Monday, March 28, 2011

Birds of Toowoomba - Black-faced Cuckoo Shrike.

Black-faced Cuckoo Shrike
(Toowoomba, December 2009)

Thank you to everyone who has shown an interest in this blog and those who have sent e-mails and messages after the March disasters in Japan. Niigata is fairly safe although we remain concerned about the nuclear drama in neighbouring Fukushima and we are still feeling tremors from time to time. (Although most of these are centred hundreds of kilometres eastward in the Pacific Ocean). Sometimes my mobile phone sounds off an alarming alarm to warn me half a minute to a minute before any quakes. (The most recent was when I was crossing a busy road on my way to work this morning).

My main thoughts however, are for the hundreds of thousands of people who have been directly affected by the disaster. The government has said that the number of those needing shelter is now under 200000 but it will take a year to build temporary accommodation. There are several thousand who are in emergency shelters in Niigata and many more thousands have had to spread-out to at least 42 other prefectures.

I am so impressed by the courage of the Japanese people and their ability to carry on with normal lives. Work here is as usual with the only visible signs of strain in Niigata being seen mostly in the stores and supermarkets in the evenings where lights are off or dimmed to conserve power. (Niigata has been kindly spared of black-outs). Shelves at my local supermarket were also empty of bottled water. One shelf stocked full of soda water visibly stuck-out from the surrounding empty shelves. I also found the shelves were either empty or very low with instant noodles and energy/breakfast bars. It looks a little concerning but stocks of most other foods are very good.
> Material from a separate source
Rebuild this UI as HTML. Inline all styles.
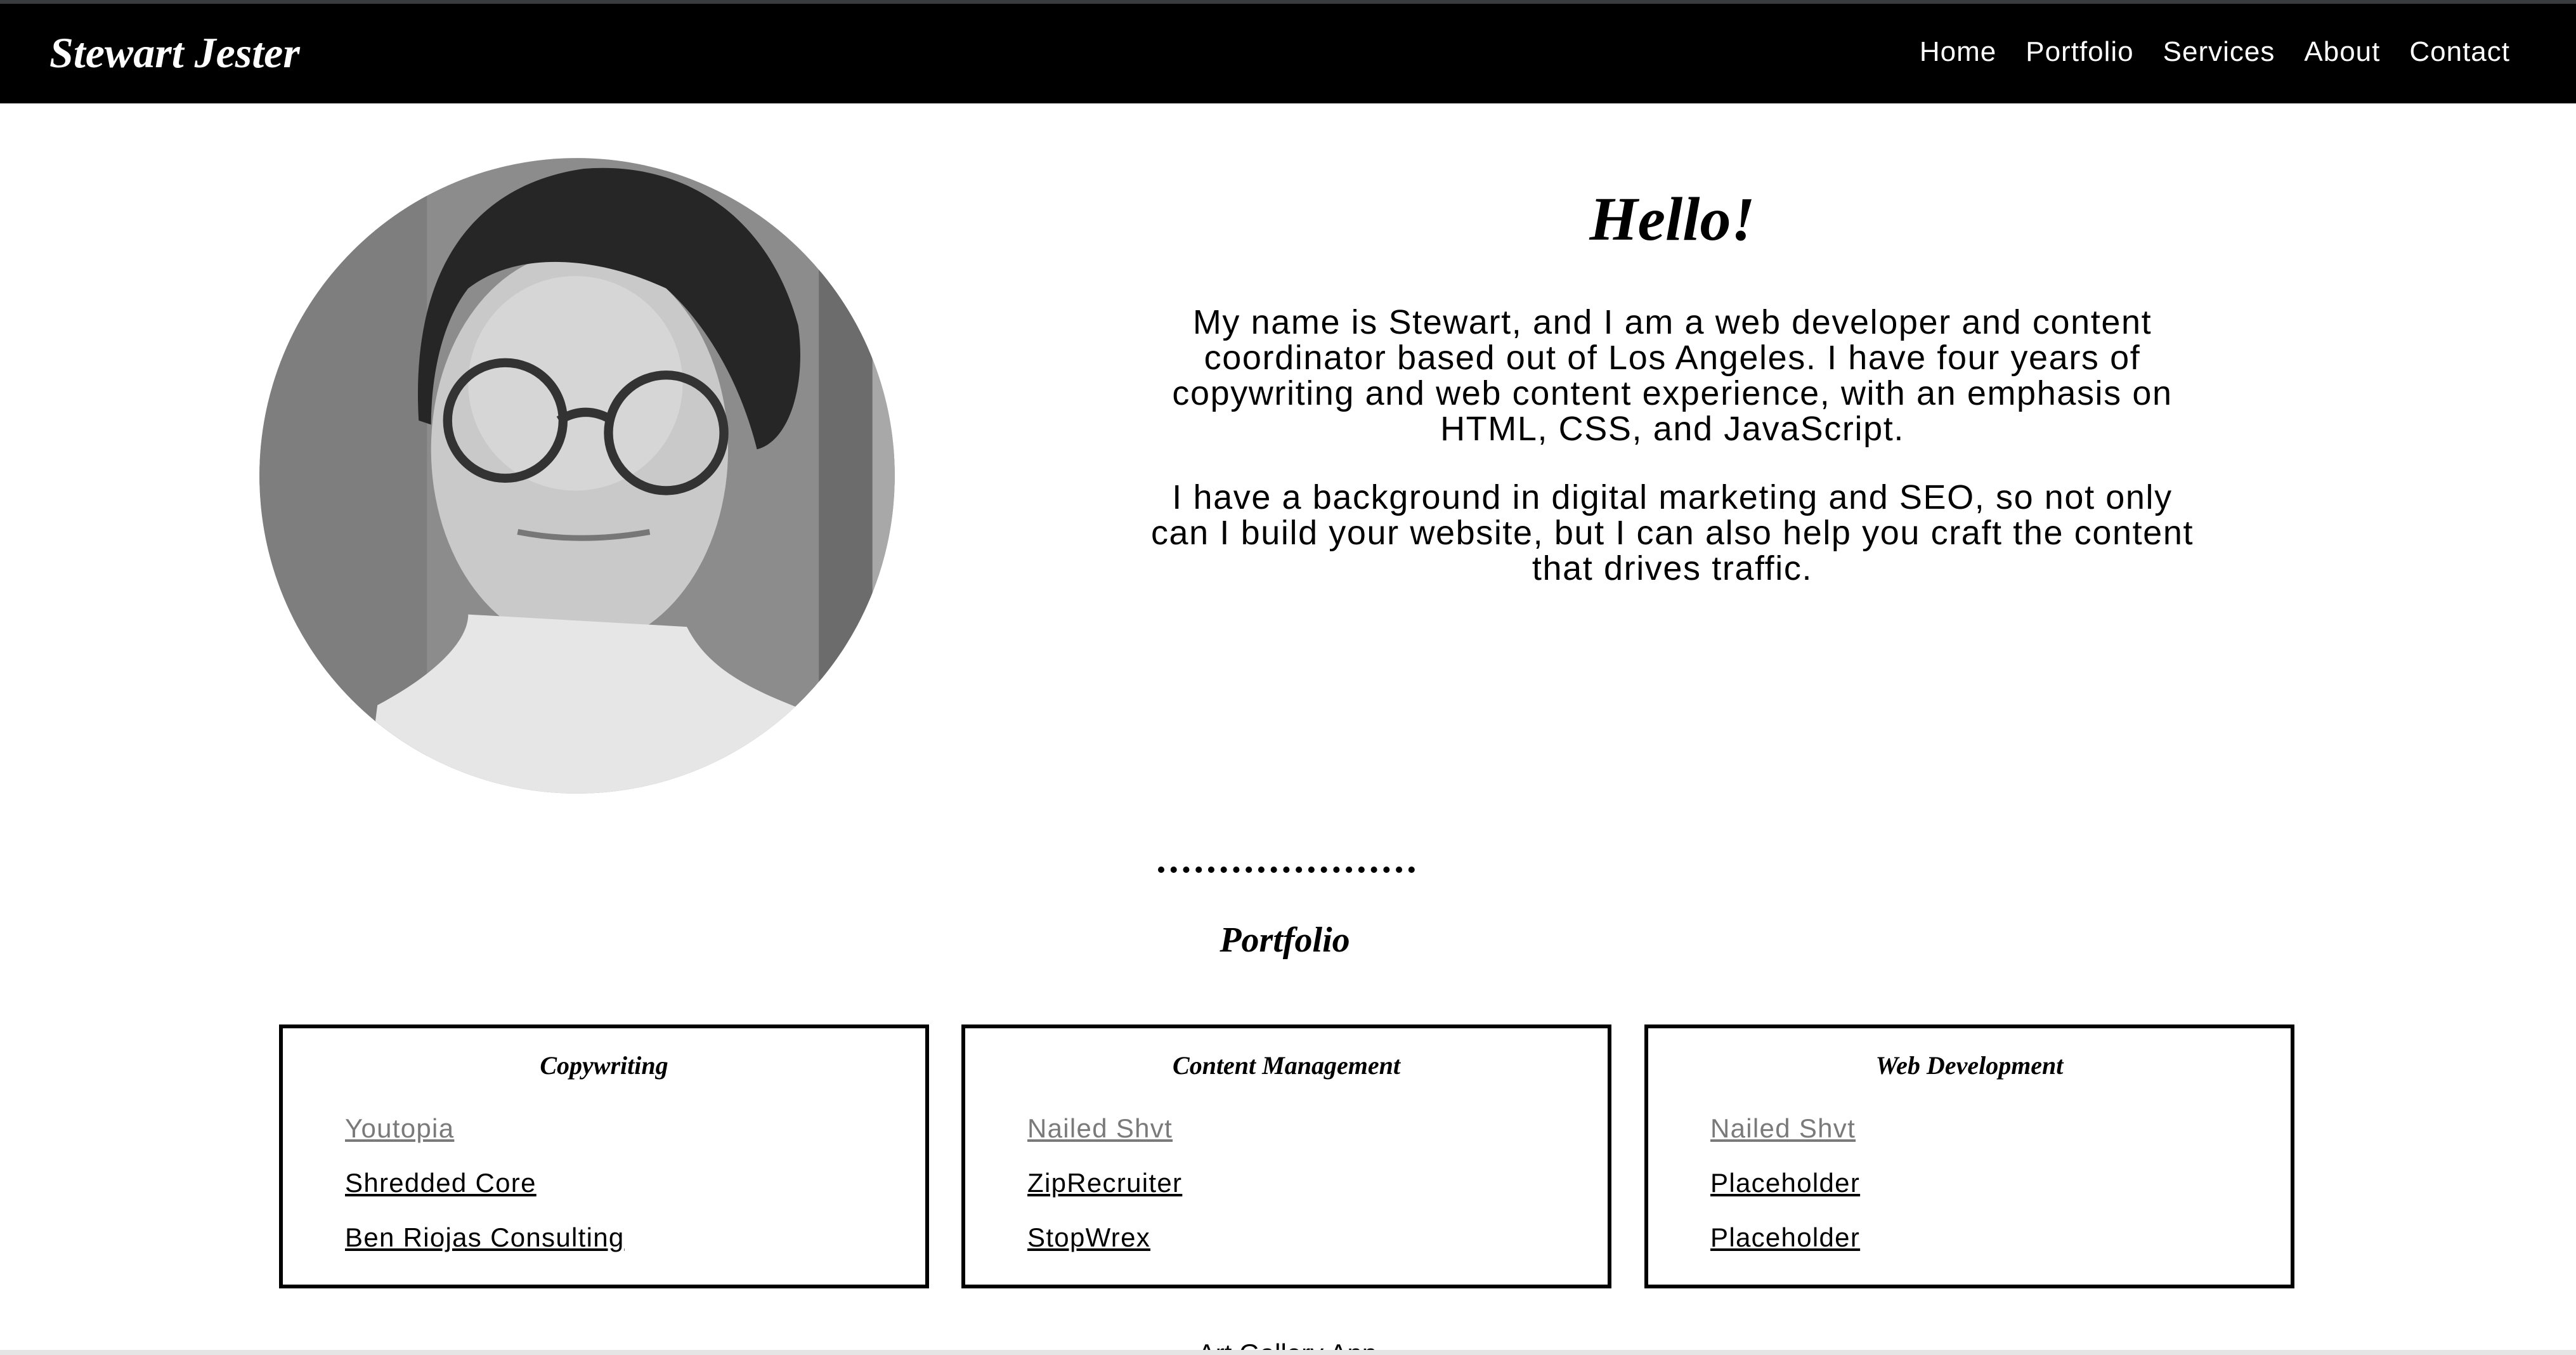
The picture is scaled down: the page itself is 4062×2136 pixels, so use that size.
<!DOCTYPE html>
<html><head><meta charset="utf-8"><style>
html,body{margin:0;padding:0;width:4062px;height:2136px;overflow:hidden;background:#fff;position:relative;font-family:"Liberation Sans",sans-serif;color:#000}
.top{position:absolute;left:0;top:0;width:4062px;height:6px;background:#3a3b3d}
.hdr{position:absolute;left:0;top:6px;width:4062px;height:157px;background:#000}
.logo{position:absolute;left:78px;top:38px;font-family:"Liberation Serif",serif;font-style:italic;font-weight:bold;font-size:68px;color:#fff}
.nav{position:absolute;right:104px;top:51px;font-size:44px;letter-spacing:1px;color:#fff}
.nav span{margin-left:46px}
.abs{position:absolute}
.hello{left:2137px;width:1000px;top:290px;text-align:center;font-family:"Liberation Serif",serif;font-style:italic;font-weight:bold;font-size:98px}
.para{left:1637px;width:2000px;top:480px;text-align:center;font-size:54px;letter-spacing:1.6px;line-height:56px;white-space:nowrap}
.para p{margin:0 0 52px}
.dots{left:1826px;top:1366px;width:405px;border-top:10px dotted #000}
.pf{left:1826px;width:400px;top:1450px;text-align:center;font-family:"Liberation Serif",serif;font-style:italic;font-weight:bold;font-size:56px}
.box{position:absolute;top:1615px;width:1013px;height:404px;border:6px solid #000}
.box h3{margin:0;position:absolute;top:35px;width:100%;text-align:center;font-family:"Liberation Serif",serif;font-style:italic;font-weight:bold;font-size:40px}
.box a{position:absolute;left:98px;font-size:42px;letter-spacing:1.3px;color:#000;text-decoration:underline}
.box a.v{color:#7a7a7a}
</style></head><body>
<div class="top"></div>
<div class="hdr"><div class="logo">Stewart Jester</div>
<div class="nav"><span>Home</span><span>Portfolio</span><span>Services</span><span>About</span><span>Contact</span></div></div>

<svg class="abs" style="left:400px;top:240px" width="1020" height="1020" viewBox="0 0 1568 1568">
<defs><clipPath id="c"><circle cx="784" cy="784" r="770"/></clipPath></defs>
<g clip-path="url(#c)">
<rect width="1568" height="1568" fill="#8c8c8c"/>
<rect x="0" y="0" width="420" height="1568" fill="#7e7e7e"/>
<rect x="1370" y="250" width="130" height="1318" fill="#6c6c6c"/>
<rect x="1500" y="250" width="80" height="1318" fill="#a8a8a8"/>
<ellipse cx="790" cy="720" rx="360" ry="480" fill="#c9c9c9"/>
<ellipse cx="780" cy="560" rx="260" ry="260" fill="#d6d6d6"/>
<path d="M400 650 C380 300 520 80 800 40 C1050 20 1250 160 1320 420 C1340 560 1300 700 1220 720 C1180 560 1100 420 1000 330 C850 260 650 230 520 330 C450 420 430 560 430 660 Z" fill="#262626"/>
<path d="M260 1650 L300 1340 C450 1260 520 1180 520 1120 L1050 1150 C1100 1250 1200 1300 1330 1350 L1400 1650 Z" fill="#e6e6e6"/>
<circle cx="610" cy="650" r="140" fill="none" stroke="#333" stroke-width="22"/>
<circle cx="1000" cy="680" r="140" fill="none" stroke="#333" stroke-width="22"/>
<path d="M740 650 Q805 610 870 650" stroke="#333" stroke-width="22" fill="none"/>
<path d="M640 920 Q790 950 960 920" stroke="#777" stroke-width="14" fill="none"/>
</g></svg>

<div class="abs hello">Hello!</div>
<div class="abs para"><p>My name is Stewart, and I am a web developer and content<br>coordinator based out of Los Angeles. I have four years of<br>copywriting and web content experience, with an emphasis on<br>HTML, CSS, and JavaScript.</p><p>I have a background in digital marketing and SEO, so not only<br>can I build your website, but I can also help you craft the content<br>that drives traffic.</p></div>
<div class="abs dots"></div>
<div class="abs pf">Portfolio</div>

<div class="box" style="left:440px"><h3>Copywriting</h3>
<a class="v" style="top:134px">Youtopia</a><a style="top:220px">Shredded Core</a><a style="top:306px">Ben Riojas Consulting</a></div>
<div class="box" style="left:1516px"><h3>Content Management</h3>
<a class="v" style="top:134px">Nailed Shvt</a><a style="top:220px">ZipRecruiter</a><a style="top:306px">StopWrex</a></div>
<div class="box" style="left:2593px"><h3>Web Development</h3>
<a class="v" style="top:134px">Nailed Shvt</a><a style="top:220px">Placeholder</a><a style="top:306px">Placeholder</a></div>

<div class="abs" style="left:1800px;top:2110px;font-size:42px;width:460px;text-align:center">Art Gallery App</div>
<div class="abs" style="left:0;top:2128px;width:4062px;height:8px;background:#e5e5e5"></div>
</body></html>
I am fortunate and haven’t needed to go to the supermarket often. I am not hungry and if I get the blues I can get plenty of ice-cream. I was told that stocks were low for a short time in Toowoomba after the January floods and my thoughts are still with those putting their lives back together there too.

Black-faced Cuckoo Shrikes are handsome and unobtrusive birds that are fairly common around Toowoomba. I recall that although many other birds such as magpies, currawongs and crows seem to be of common knowledge to everyone, the Black-faced Cuckoo Shrike is the first Australian bird that I identified with the use of a bird book.